An improvised pitch that I spotted at the foot of the walls of Città Alta, Bergamo

With such a high number of pitches being created it is not surprising then that many get abandoned as people discover better places to play. Thinking this way, maybe seeing a disused pitch should not be such a vision of sadness, but the initial twinge is always still there. On a journey to Naples I saw several overgrown football fields, and of course your eyes are drawn to the goals as the objects that announce the presence of the former playing area. Creeping plants climb the posts, the net and stanchions if present, assimilating the pitch back into nature. One of the pitches I saw on this particular journey had goals that looked so new as to be possibly unused. The posts were brilliant white and the netting was also conspicuously clean, yet the vegetation had already reached the crossbar. This raised even more intrigue: this was obviously a decent facility fairly recently now discarded. Why had it been abandoned? In Italy it’s probably best not to ask. In this case the sadness was infused with a little anger – what a waste of a good ground. 

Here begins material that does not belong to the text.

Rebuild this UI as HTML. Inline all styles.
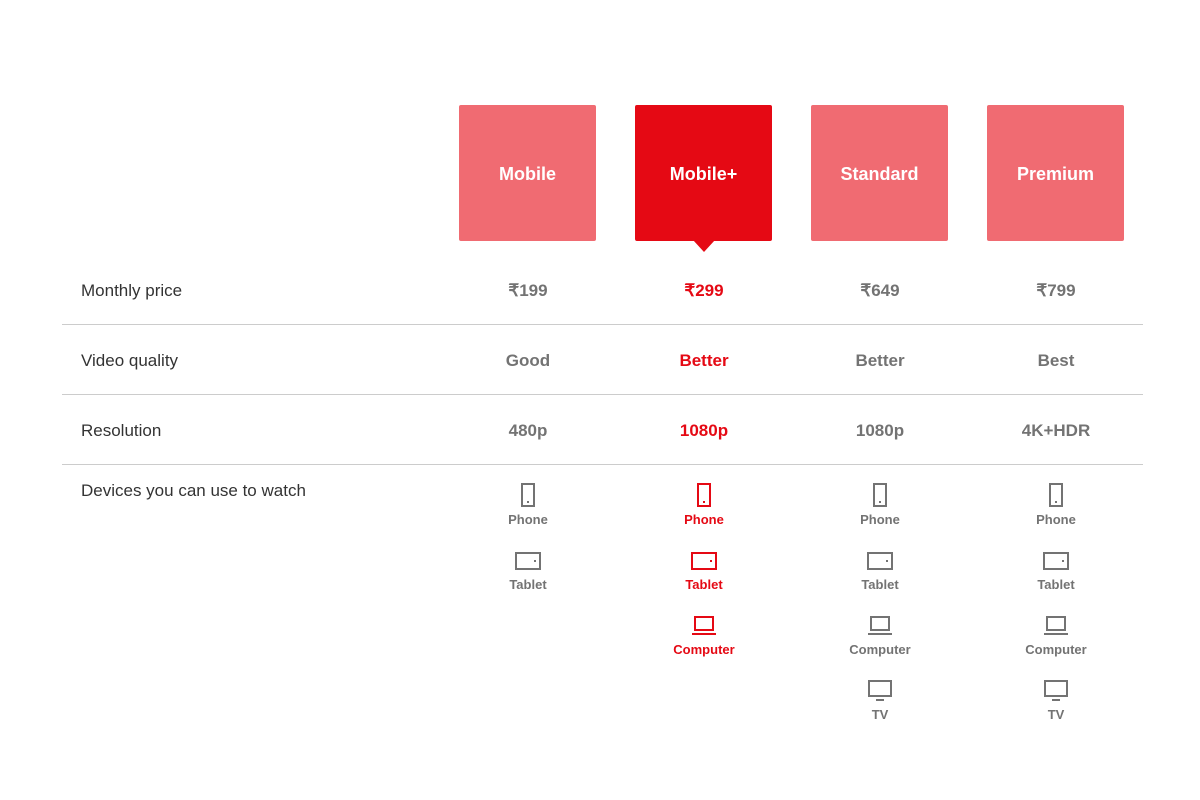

Whatever all this says about my personal obsession, it cannot be denied that these sights of abandonment are evocative and emotional on some level, and that should be the case for anybody who sees them. Even if you are not a football or sports fan of any kind, you should be able to appreciate the enjoyment it generates, the social aspect, bringing people together. On this basis the unnecessary loss of any pitch should be a cause for sadness, but we can still appreciate the visual appeal of a ground merging back into the landscape from which it was created. Next time you are on a train and spot a lonely set of goalposts being strangled by shrubs, take a moment to imagine the fun that was undoubtedly had there in times past. I know my emotions will always be tweaked by a glimpse of any place where once skills were grown, but now grow only weeds.